Between Evander Kane’s chemistry issues and a lack of defensive depth, it will take a small miracle for the Jets to end the eight-season playoff drought in 2014-15. If they don’t qualify for the post-season, fingers will be pointed at GM Kevin Chevaldayoff; the Jets simply didn’t do enough over the off-season to contend in the wicked Central Divison.

#5: Nashville Predators

The Predators joined the Jets in the division’s basement in 2013-14, and were the only other team to miss the post-season. Like their Canadian counterparts, it was time for a coaching change, and Barry Trotz was ousted after 15 seasons, with Peter Laviolette taking his place.

Unlike the Jets, however, GM David Poile didn’t rest on his laurels this summer. James Neal headlines a wild off-season of acquisitions for the Predators that includes the likes of centers Derek Roy, Mike Ribero, and Olli Jokinen, as well as defenseman Anton Volchenkov.

Sure, the additions sound good on paper, but as training camp starts, the Predators are left with nearly twice as many NHL-ready centers as they need. In an interview with The Hockey News, Poile figures it will work itself out, but acclimating several pivots to new positions on the wing is something that could hamper their offense at the start of the season. That won’t be too much of an issue, with Pekka Rinne feeling 100% heading into the season, and Volchenkov filling the no. 2 role behind Shea Weber that the Preds have been searching for since Ryan Suter’s departure.

#4: Colorado Avalanche

The Avalanche took the Division title in 2013-14, so calling them the 4th-most dangerous team this coming season is a significant fall from grace. However, on the tails of a first-round exit via the Minnesota Wild, and it will be hard to duplicate the success that the Avs had last season, with every team behind them with big off-season additions.

Granted, the Avalanche did make some moves this summer, bringing in Brad Stuart, trading Danny Briere, and signing Jarome Iginla via free-agency. Solid additions, yes, but for the Avalanche, it’s more about what they lost, than what they gained.

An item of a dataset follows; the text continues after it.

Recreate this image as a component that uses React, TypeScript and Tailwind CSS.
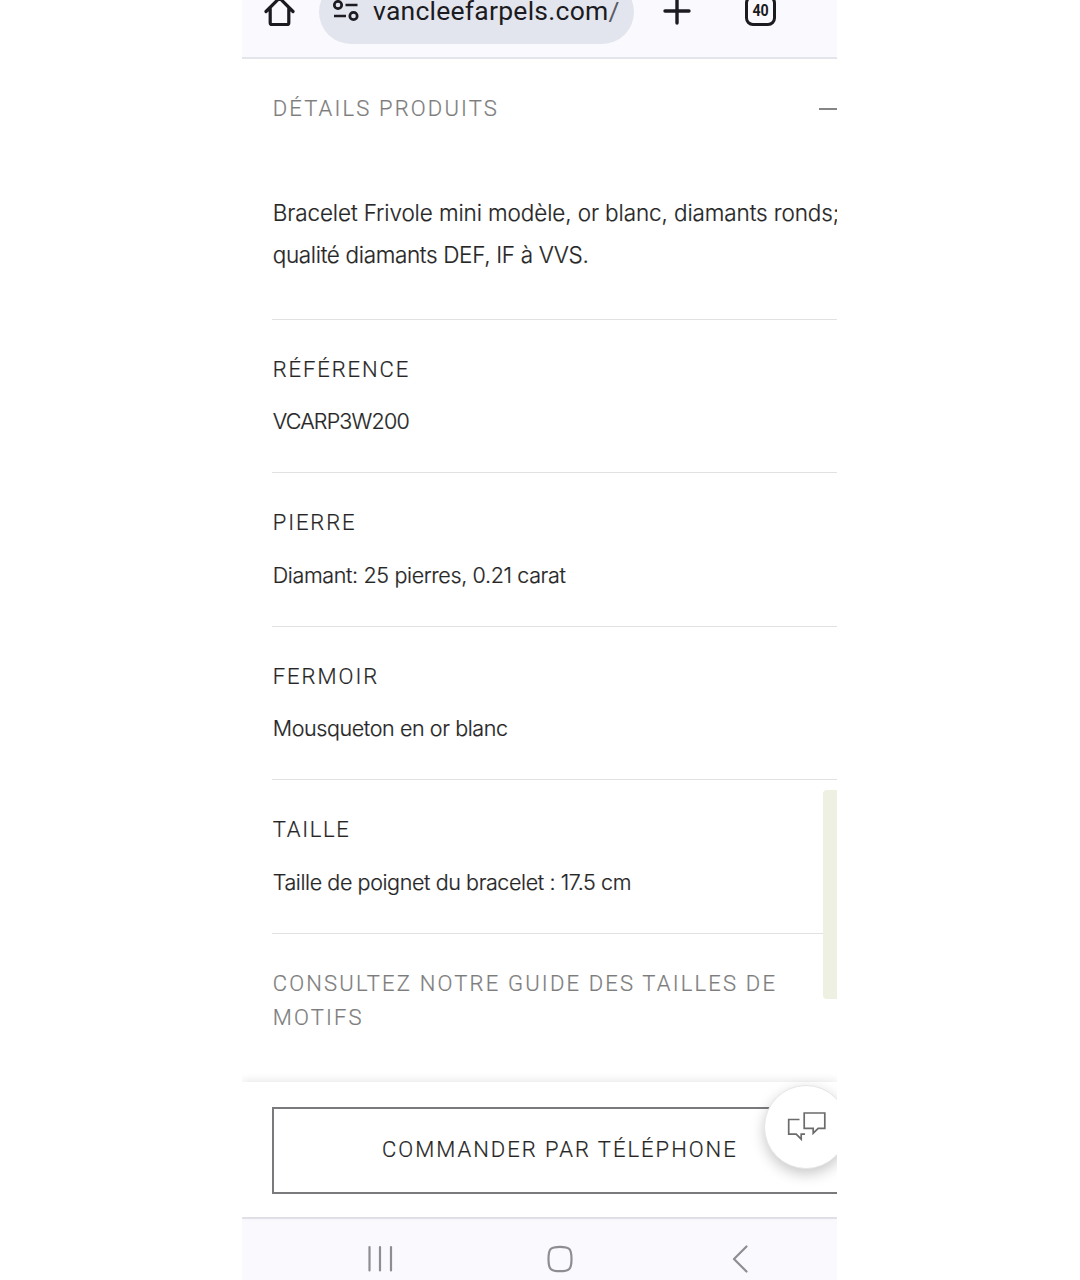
type Detail = {
  title: string;
  titleTracking: string;
  value: string;
  valueTracking: string;
};

const details: Detail[] = [
  {
    title: "RÉFÉRENCE",
    titleTracking: "tracking-[1.9px]",
    value: "VCARP3W200",
    valueTracking: "tracking-[-0.8px]",
  },
  {
    title: "PIERRE",
    titleTracking: "tracking-[1.9px]",
    value: "Diamant: 25 pierres, 0.21 carat",
    valueTracking: "tracking-[-0.36px]",
  },
  {
    title: "FERMOIR",
    titleTracking: "tracking-[2px]",
    value: "Mousqueton en or blanc",
    valueTracking: "tracking-[-0.4px]",
  },
  {
    title: "TAILLE",
    titleTracking: "tracking-[1.7px]",
    value: "Taille de poignet du bracelet : 17.5 cm",
    valueTracking: "tracking-[-0.4px]",
  },
];

const BrowserBar = () => {
  return (
    <header className="relative h-[59px] shrink-0 border-b-2 border-[#e4e4ec] bg-[#f9f9fe] flex items-start text-[#1b1b21]">
      <svg
        className="ml-[20px] mt-[-6px] shrink-0"
        width="34"
        height="34"
        viewBox="0 0 34 34"
        fill="none"
        stroke="currentColor"
        strokeWidth="3.2"
        strokeLinecap="round"
        strokeLinejoin="round"
      >
        <path d="M4 17.5 17.5 4 31 17.5M8.2 14.5v14.2q0 1.8 1.8 1.8h15q1.8 0 1.8-1.8V14.5" />
      </svg>
      <div className="ml-[23px] mt-[-20px] h-[64px] w-[315px] shrink-0 rounded-full bg-[#e3e5ee] flex items-center overflow-hidden">
        <svg
          className="ml-[13px] mt-[-3px] shrink-0"
          width="28"
          height="26"
          viewBox="0 0 28 26"
          fill="none"
          stroke="currentColor"
          strokeWidth="2.7"
        >
          <circle cx="6" cy="7" r="3.7" />
          <path d="M13.500 7h12M2 18h12" />
          <circle cx="21.5" cy="18" r="3.7" />
        </svg>
        <span className="ml-[13px] mt-[-2px] w-[247px] overflow-hidden whitespace-nowrap font-['Roboto',sans-serif] font-normal text-[26.5px] leading-[34px] tracking-[0.25px]">
          vancleefarpels.com<span className="text-[#5b5c66]">/f</span>
        </span>
      </div>
      <svg
        className="ml-[28px] mt-[-4px] shrink-0"
        width="30"
        height="30"
        viewBox="0 0 30 30"
        fill="none"
        stroke="currentColor"
        strokeWidth="3.4"
        strokeLinecap="round"
      >
        <path d="M15 3v24M3 15h24" />
      </svg>
      <div className="ml-[53px] mt-[-5px] h-[31px] w-[31px] shrink-0 rounded-[8px] border-3 border-current flex items-center justify-center font-['Roboto',sans-serif] text-[15px] font-bold">
        <span className="mt-[2px] scale-x-95 scale-y-110">40</span>
      </div>
    </header>
  );
};

const DetailRow = ({ title, titleTracking, value, valueTracking }: Detail) => {
  return (
    <section className="h-[153.5px] border-t border-[#e1e1e1] pt-[34px] pl-[0.7px]">
      <h3
        className={`font-['Roboto',sans-serif] text-[22px] leading-[32px] ${titleTracking}`}
      >
        {title}
      </h3>
      <p
        className={`mt-[19.5px] whitespace-nowrap text-[21.5px] leading-[32px] ${valueTracking}`}
      >
        {value}
      </p>
    </section>
  );
};

const OrderBar = () => {
  return (
    <div className="relative h-[135px] shrink-0 bg-white pt-[25px] pl-[30px] shadow-[0_-2px_8px_rgba(0,0,0,0.09)] [-webkit-text-stroke:0.2px]">
      <button className="h-[87px] w-[580px] border-2 border-[#7a7a7c] pl-[108px] pb-[2px] text-left font-['Roboto',sans-serif] text-[22px] tracking-[2px] whitespace-nowrap">
        COMMANDER PAR TÉLÉPHONE
      </button>
      {/* chat bubble sits over the right end of the button */}
      <div className="absolute left-[522px] top-[3px] flex h-[84px] w-[84px] items-center justify-center rounded-full border border-[#e6e6e6] bg-white shadow-[0_5px_14px_rgba(0,0,0,0.22)]">
        <svg
          className="mt-[-2px] ml-px"
          width="42"
          height="32"
          viewBox="0 0 42 32"
          fill="none"
          stroke="#6b6b6b"
          strokeWidth="1.7"
        >
          <path d="M18.2 3h20.6v15.4h-6.6l-5 4.8v-4.8h-9z" />
          <path d="M13.5 9.5H2.7v14.6h7.5l5 5v-5h3.8" />
        </svg>
      </div>
    </div>
  );
};

const NavBar = () => {
  return (
    <nav className="h-[63px] shrink-0 border-t-2 border-[#e4e4ea] bg-[#f9f9fe]">
      <svg
        width="595"
        height="61"
        viewBox="0 0 595 61"
        fill="none"
        stroke="#8e8e92"
        strokeWidth="2.2"
        strokeLinecap="round"
        strokeLinejoin="round"
      >
        <path d="M127.500 28v23.500M138 28v23.500M149 28v23.500" />
        <path d="M318 27.800c9.500 0 11.500 2 11.500 12.200s-2 12.200-11.500 12.200-11.500-2-11.500-12.200 2-12.200 11.500-12.200z" />
        <path d="M504.500 27.500l-12.500 12.500 12.500 12.500" />
      </svg>
    </nav>
  );
};

export default function App() {
  return (
    <div className="h-[1280px] w-[1080px] bg-white pl-[242px] overflow-hidden">
      <div className="flex h-full w-[595px] flex-col overflow-hidden font-['Inter',sans-serif] font-light text-[#262626]">
        <BrowserBar />
        <main className="relative h-[1023px] shrink-0 overflow-hidden pl-[30px] [-webkit-text-stroke:0.2px]">
          <div className="flex h-[99px] items-center pl-[0.7px] font-['Roboto',sans-serif] text-[22px] tracking-[2.15px] text-[#7d7d7d]">
            <h2 className="w-[546.3px] shrink-0">DÉTAILS PRODUITS</h2>
            <span className="h-[2px] w-[30px] shrink-0 bg-[#858585]" />
          </div>
          <p className="h-[160.6px] pt-[34px] pl-[0.7px] whitespace-nowrap text-[22.5px] leading-[42px]">
            <span className="block tracking-[-0.11px]">
              Bracelet Frivole mini modèle, or blanc, diamants ronds;
            </span>
            <span className="block tracking-[-0.34px]">
              qualité diamants DEF, IF à VVS.
            </span>
          </p>
          {details.map((detail) => (
            <DetailRow key={detail.title} {...detail} />
          ))}
          <div className="border-t border-[#e1e1e1] pt-[33px] pl-[0.7px] font-['Roboto',sans-serif] text-[22px] leading-[34px] tracking-[2.18px] text-[#7d7d7d] whitespace-nowrap">
            CONSULTEZ NOTRE GUIDE DES TAILLES DE
            <br />
            MOTIFS
          </div>
          {/* side tab pinned to the edge of the screen */}
          <div className="absolute right-0 top-[731px] h-[209px] w-[14px] rounded-l-[4px] bg-[#eef0e1]" />
        </main>
        <OrderBar />
        <NavBar />
      </div>
    </div>
  );
}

Most importantly, the Avalanche lost their second-line center, Paul Stasny, to free-agency. With Ryan O’Reilly, Nathan MacKinnon, and Matt Duchene as natural centers, the Avalanche’s depth will be fine, but facing Stasny and his new team, the St Louis Blues, 5 times this season will cause for some tough match-ups for Jack Adams winner Patrick Roy. P.A. Parenteau, shipped to Montreal in the Danny Briere trade, will cause Erik Johnson to be in tough against other teams’ top lines, and Tyson Barrie and Nick Holden will also feel the pressure of the league’s top offenses bearing down on the Avs.

The Avalanche are solid in goal with Semyon Varlamov, and have played the Blackhawks extremely tough over the past two seasons. The Avs will be good again in 2014-15, and definitely a contender for the Central Divison crown, but compared to past seasons, the Blackhawks will be better off when facing Colorado.

With prospects like Filip Forsberg on the rise, the Predators certainly are on the road towards improvement. They got much better, however, so did everyone else ahead of them, and it will be an uphill climb if they want to make it to the Playoffs in 2014-15.